## Collected data
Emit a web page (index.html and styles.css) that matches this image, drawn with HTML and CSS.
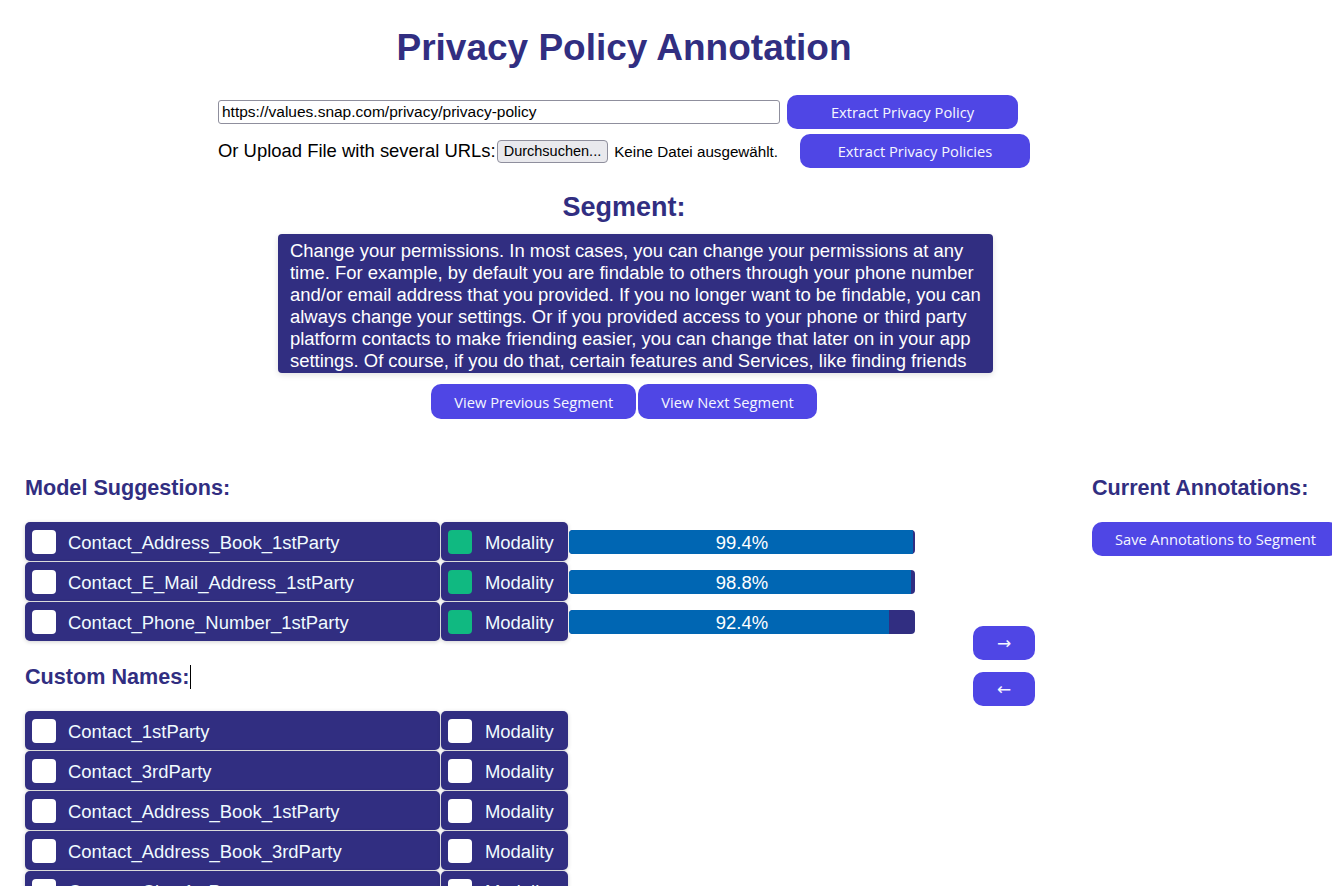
FILE: index.html
```html
<!DOCTYPE html>
<html lang="en">
<head>
<meta charset="utf-8">
<title>Privacy Policy Annotation</title>
<link rel="stylesheet" href="styles.css">
</head>
<body>
<header class="top">
  <h1 class="title">Privacy Policy Annotation</h1>
  <div class="url-form">
    <div class="url-row">
      <input class="url-input" type="text" value="https://values.snap.com/privacy/privacy-policy">
      <button class="btn btn-wide">Extract Privacy Policy</button>
    </div>
    <div class="upload-row">
      <span class="upload-label">Or Upload File with several URLs:</span>
      <span class="file-btn">Durchsuchen...</span>
      <span class="file-name">Keine Datei ausgewählt.</span>
      <button class="btn btn-wide btn-push">Extract Privacy Policies</button>
    </div>
  </div>
  <h2 class="segment-title">Segment:</h2>
  <div class="segment-box">Change your permissions. In most cases, you can change your permissions at any time. For example, by default you are findable to others through your phone number and/or email address that you provided. If you no longer want to be findable, you can always change your settings. Or if you provided access to your phone or third party platform contacts to make friending easier, you can change that later on in your app settings. Of course, if you do that, certain features and Services, like finding friends via your contacts, may lose full functionality.</div>
  <div class="segment-nav">
    <button class="btn btn-nav">View Previous Segment</button>
    <button class="btn btn-nav">View Next Segment</button>
  </div>
</header>

<main class="workspace">
  <section class="suggestions">
    <h3 class="section-title">Model Suggestions:</h3>
    <div class="label-list">
      <div class="label-row">
        <div class="label-box"><span class="check"></span><span class="name">Contact_Address_Book_1stParty</span></div>
        <div class="mod-box"><span class="check check-on"></span><span class="name">Modality</span></div>
        <div class="conf-bar"><div class="conf-fill" style="width: 99.4%"></div><span class="conf-text">99.4%</span></div>
      </div>
      <div class="label-row">
        <div class="label-box"><span class="check"></span><span class="name">Contact_E_Mail_Address_1stParty</span></div>
        <div class="mod-box"><span class="check check-on"></span><span class="name">Modality</span></div>
        <div class="conf-bar"><div class="conf-fill" style="width: 98.8%"></div><span class="conf-text">98.8%</span></div>
      </div>
      <div class="label-row">
        <div class="label-box"><span class="check"></span><span class="name">Contact_Phone_Number_1stParty</span></div>
        <div class="mod-box"><span class="check check-on"></span><span class="name">Modality</span></div>
        <div class="conf-bar"><div class="conf-fill" style="width: 92.4%"></div><span class="conf-text">92.4%</span></div>
      </div>
    </div>

    <h3 class="section-title section-custom">Custom Names:<span class="caret"></span></h3>
    <div class="label-list">
      <div class="label-row">
        <div class="label-box"><span class="check"></span><span class="name">Contact_1stParty</span></div>
        <div class="mod-box"><span class="check"></span><span class="name">Modality</span></div>
      </div>
      <div class="label-row">
        <div class="label-box"><span class="check"></span><span class="name">Contact_3rdParty</span></div>
        <div class="mod-box"><span class="check"></span><span class="name">Modality</span></div>
      </div>
      <div class="label-row">
        <div class="label-box"><span class="check"></span><span class="name">Contact_Address_Book_1stParty</span></div>
        <div class="mod-box"><span class="check"></span><span class="name">Modality</span></div>
      </div>
      <div class="label-row">
        <div class="label-box"><span class="check"></span><span class="name">Contact_Address_Book_3rdParty</span></div>
        <div class="mod-box"><span class="check"></span><span class="name">Modality</span></div>
      </div>
      <div class="label-row">
        <div class="label-box"><span class="check"></span><span class="name">Contact_City_1stParty</span></div>
        <div class="mod-box"><span class="check"></span><span class="name">Modality</span></div>
      </div>
    </div>
  </section>

  <div class="transfer">
    <button class="btn btn-arrow">&#8594;</button>
    <button class="btn btn-arrow">&#8592;</button>
  </div>

  <section class="annotations">
    <h3 class="section-title">Current Annotations:</h3>
    <button class="btn btn-save">Save Annotations to Segment</button>
  </section>
</main>
</body>
</html>
```

FILE: styles.css
```css
html {
  background: #ffffff;
  overflow: hidden;
}

body {
  margin: 8px;
  font-family: "Liberation Sans", Arial, sans-serif;
  font-size: 18.45px;
  color: #000000;
}

.top {
  width: 1232px;
}

.title {
  margin: 20px 0 27px;
  font-size: 37px;
  line-height: 40px;
  font-weight: bold;
  text-align: center;
  color: #312e81;
}

.url-form {
  width: 812px;
  margin-left: 210px;
}

.url-row,
.upload-row {
  display: flex;
  align-items: center;
  height: 34px;
}

.upload-row {
  margin-top: 5px;
}

.url-input {
  box-sizing: border-box;
  width: 562px;
  height: 24px;
  margin: 0 7px 0 0;
  padding: 0 3px;
  border: 1px solid #8f8f9d;
  border-radius: 3px;
  font-family: "Liberation Sans", Arial, sans-serif;
  font-size: 15.5px;
  color: #000000;
  background: #ffffff;
}

.btn {
  box-sizing: border-box;
  height: 34px;
  padding: 0 23px;
  border: none;
  border-radius: 10px;
  background: #4f46e5;
  color: #f5f7ff;
  font-family: "Open Sans", "Noto Sans", sans-serif;
  font-size: 14.7px;
  cursor: pointer;
}

.btn-wide {
  width: 231px;
  padding: 0;
}

.btn-push {
  width: 230px;
  margin-left: auto;
}

.upload-label {
  font-size: 18.45px;
}

.file-btn {
  box-sizing: border-box;
  height: 23px;
  margin-left: 1px;
  padding: 0 6px;
  border: 1px solid #8f8f9d;
  border-radius: 4px;
  background: #e9e9ed;
  font-family: "Liberation Sans", Arial, sans-serif;
  font-size: 14.5px;
  line-height: 21px;
}

.file-name {
  margin-left: 6px;
  font-size: 15.2px;
}

.segment-title {
  margin: 23px 0 11px;
  font-size: 27px;
  line-height: 32px;
  font-weight: bold;
  text-align: center;
  color: #312e81;
}

.segment-box {
  box-sizing: border-box;
  width: 715px;
  height: 139px;
  margin-left: 270px;
  padding: 6px 10px 0 12px;
  overflow: hidden;
  border-radius: 4px;
  background: #312e81;
  color: #ffffff;
  font-size: 18.45px;
  line-height: 22px;
  box-shadow: 0 2px 6px rgba(0, 0, 0, 0.12);
}

.segment-nav {
  display: flex;
  justify-content: center;
  gap: 2px;
  margin-top: 11px;
}

.btn-nav {
  height: 35px;
}

.workspace {
  display: flex;
  align-items: flex-start;
  margin-top: 56px;
  padding-left: 17px;
}

.suggestions {
  width: 890px;
  flex: none;
}

.section-title {
  margin: 0 0 21px;
  font-size: 21.6px;
  line-height: 26px;
  font-weight: bold;
  color: #312e81;
}

.section-custom {
  margin-top: 23px;
  margin-bottom: 21px;
}

.caret {
  display: inline-block;
  width: 1px;
  height: 24px;
  margin-left: 1px;
  background: #000000;
  vertical-align: -5px;
}

.label-list {
  display: flex;
  flex-direction: column;
  gap: 1px;
}

.label-row {
  display: flex;
  align-items: center;
  gap: 1px;
  height: 39px;
}

.label-box,
.mod-box {
  box-sizing: border-box;
  display: flex;
  align-items: center;
  height: 39px;
  border-radius: 5px;
  background: #312e81;
  color: #f0fbff;
  font-size: 18.45px;
  box-shadow: 0 1px 4px rgba(0, 0, 0, 0.18);
}

.label-box {
  width: 415px;
  padding-left: 7px;
  gap: 12px;
}

.mod-box {
  width: 127px;
  padding-left: 7px;
  gap: 13px;
}

.name {
  padding-top: 2px;
  white-space: nowrap;
}

.check {
  width: 24px;
  height: 24px;
  flex: none;
  border-radius: 4px;
  background: #ffffff;
}

.check-on {
  background: #10b981;
}

.conf-bar {
  position: relative;
  width: 346px;
  height: 24px;
  overflow: hidden;
  border-radius: 4px;
  background: #312e81;
}

.conf-fill {
  height: 100%;
  background: #0066b3;
}

.conf-text {
  position: absolute;
  inset: 0;
  padding-top: 1px;
  text-align: center;
  line-height: 24px;
  font-size: 18.45px;
  color: #ffffff;
}

.transfer {
  display: flex;
  flex-direction: column;
  gap: 12px;
  width: 62px;
  margin-left: 58px;
  padding-top: 151px;
  flex: none;
}

.btn-arrow {
  width: 62px;
  padding: 0;
  font-family: "DejaVu Sans", sans-serif;
  font-size: 17px;
}

.annotations {
  margin-left: 57px;
  flex: none;
}

.btn-save {
  width: 247px;
  padding: 0;
}
```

## Task goal
Go through the lines above. Select every one that has the string "styles".

## Correct response
Emit a web page (index.html and styles.css) that matches this image, drawn with HTML and CSS.
<link rel="stylesheet" href="styles.css">
FILE: styles.css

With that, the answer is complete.